Of course sometimes the fine detail is impractical to obtain or not really necessary. When designing epidemiological studies, decisions need to be made at the outset about how finely to measure the detail, and how much of this precision should be retained in the analysis. Classifying people as ‘Under 65’ and ‘65+’ may lose detail, but it may be entirely legitimate to group people into 5- or 10- year age categories. Too many categories can introduce statistical problems if there aren’t many people in each group. Judgements have to be made, and different studies may measure things in different ways, which can be problematic for subsequent comparisons between studies.
The UK referendum on the voting system is another case where a binary measure may fail to capture the true status of things. Voters were asked whether they wanted to abandon the current ‘First Past the Post (FPTP)’ system and replace it with the ‘Alternative Vote (AV)’ system. The options were simply ‘yes’ or ‘no’.
What we cannot tell from the result of such a question is how many of the ’no’ voters weren’t necessarily happy with First Past the Post, but didn’t think ‘Alternative Vote’ was a good enough replacement. Nor do we know how many of the Yes voters weren’t totally convinced by AV, but felt strongly enough that some kind of change was desirable that they would put up with AV.

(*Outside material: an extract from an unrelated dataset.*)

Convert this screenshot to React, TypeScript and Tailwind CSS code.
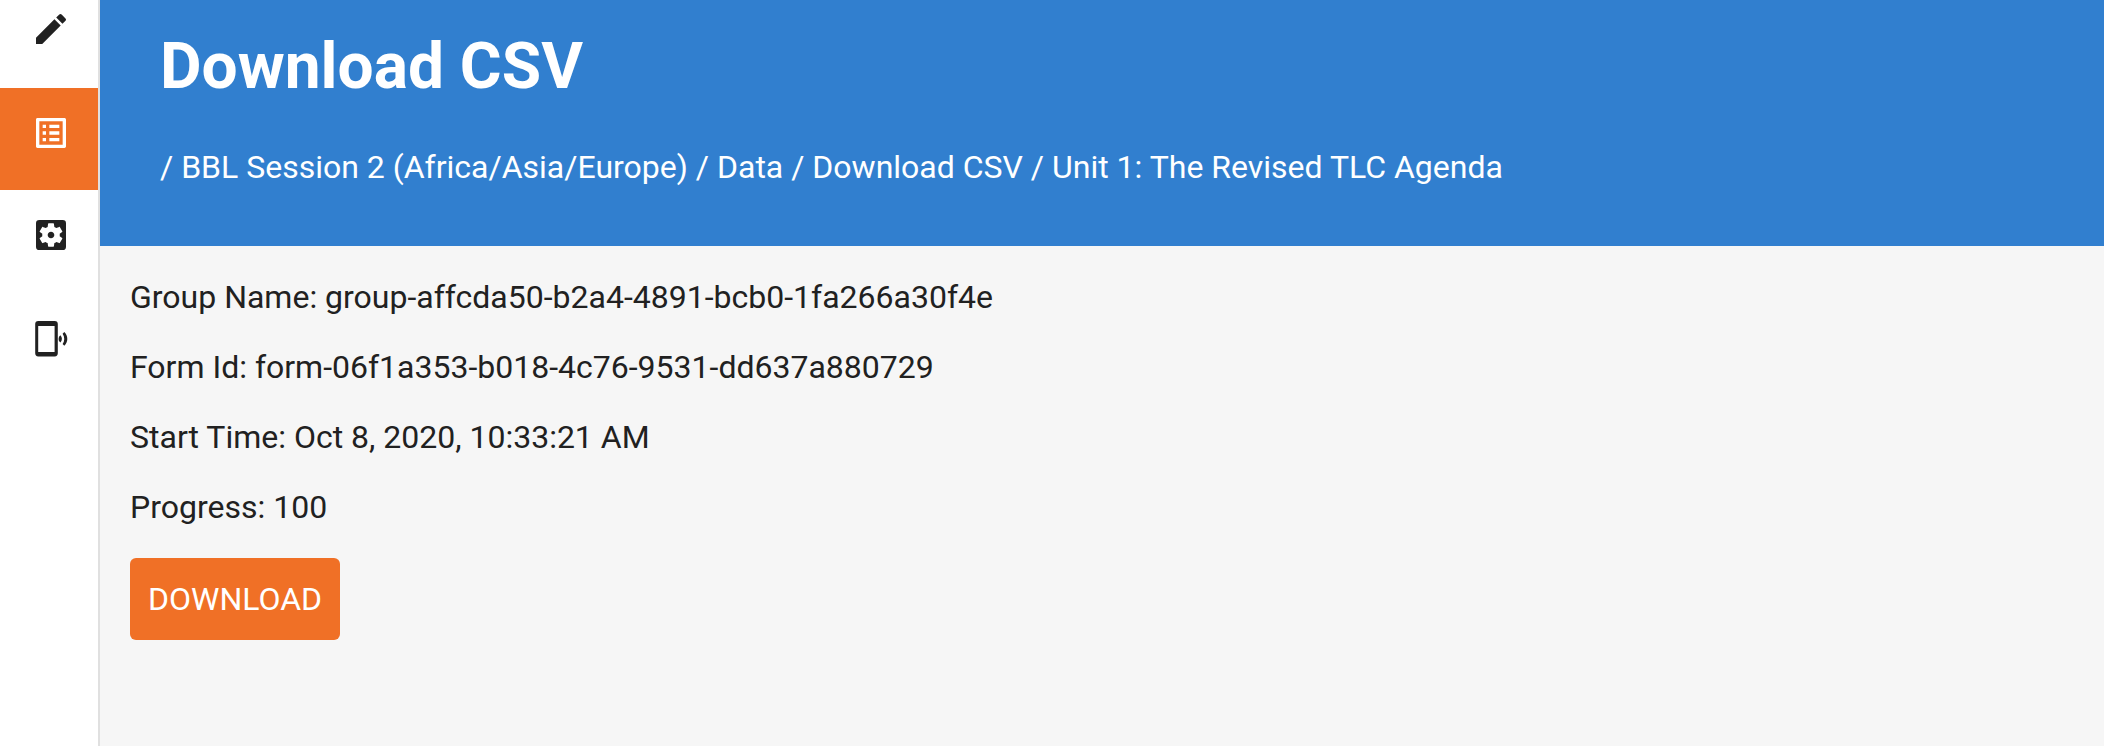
import React from 'react';
import { MdModeEdit, MdListAlt, MdSettingsApplications } from 'react-icons/md';

const rows = [
  'Group Name: group-affcda50-b2a4-4891-bcb0-1fa266a30f4e',
  'Form Id: form-06f1a353-b018-4c76-9531-dd637a880729',
  'Start Time: Oct 8, 2020, 10:33:21 AM',
  'Progress: 100',
];

const link = 'flex h-[102px] pl-[31px] pt-[25px]';

function PhoneSignalIcon() {
  return (
    <svg width="40" height="40" viewBox="0 0 40 40" fill="none">
      <path
        fill="currentColor"
        fillRule="evenodd"
        d="M7.3 4h16.4a3.1 3.1 0 0 1 3.1 3.1v29.2a3.1 3.1 0 0 1-3.1 3.1H7.3a3.1 3.1 0 0 1-3.1-3.1V7.1A3.1 3.1 0 0 1 7.3 4zM7.2 9v26.1h16.4V9z"
      />
      <path
        fill="currentColor"
        d="M28.2 19.5l1.2-1.2c2 2 2 5.2 0 7.2l-1.2-1.2c-.8-1.4-.8-3.4 0-4.8zM31.6 16.7l1.7-1.7c4 3.8 4 10 0 13.8l-1.7-1.7c2.2-3 2.2-7.4 0-10.4z"
      />
    </svg>
  );
}

export default function App() {
  return (
    <div className="flex min-h-screen bg-[#f6f6f6] font-['Roboto',sans-serif] text-[#212121]">
      <nav className="w-[100px] shrink-0 border-r-2 border-[#e0e0e0] bg-white">
        <a href="#author" aria-label="Author" className="flex h-[88px] pl-[31px] pt-[9px]"><MdModeEdit size={40} /></a>
        <a href="#data" aria-label="Data" className={link + ' bg-[#f07026] text-white'}><MdListAlt size={40} /></a>
        <a href="#configure" aria-label="Configure" className={link}><MdSettingsApplications size={40} /></a>
        <a href="#deploy" aria-label="Deploy" className={link}><PhoneSignalIcon /></a>
      </nav>
      <div className="grow">
        <header className="h-[246px] bg-[#317fcf] px-[60px] pt-[33px] text-white">
          <h1 className="text-[64px] leading-[68px] font-bold">Download CSV</h1>
          <p className="mt-[45px] text-[32px] leading-[42px]">
            / BBL Session 2 (Africa/Asia/Europe) / Data / Download CSV / Unit 1: The Revised TLC Agenda
          </p>
        </header>
        <main className="px-[30px] pt-8 text-[32px] leading-[38px]">
          {rows.map((r) => <p key={r} className="mb-8">{r}</p>)}
          <button className="h-[82px] rounded-md bg-[#f07026] px-[18px] text-white">DOWNLOAD</button>
        </main>
      </div>
    </div>
  );
}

Of course, the question could have been framed differently. For example
Do you think the current voting system should be changed?
– No, keep First Past the Post
– Yes – replace with AV
– Yes – but replace with something other than AV.
The problem with this is that had the vote been split 40:30:30, then the result would be ‘no’, even though 60% of people had voted for some kind of replacement to FPTP. Which is precisely the kind of problem that the referendum was trying to address. Deciding the ‘best’ way to ask a question isn’t always simple.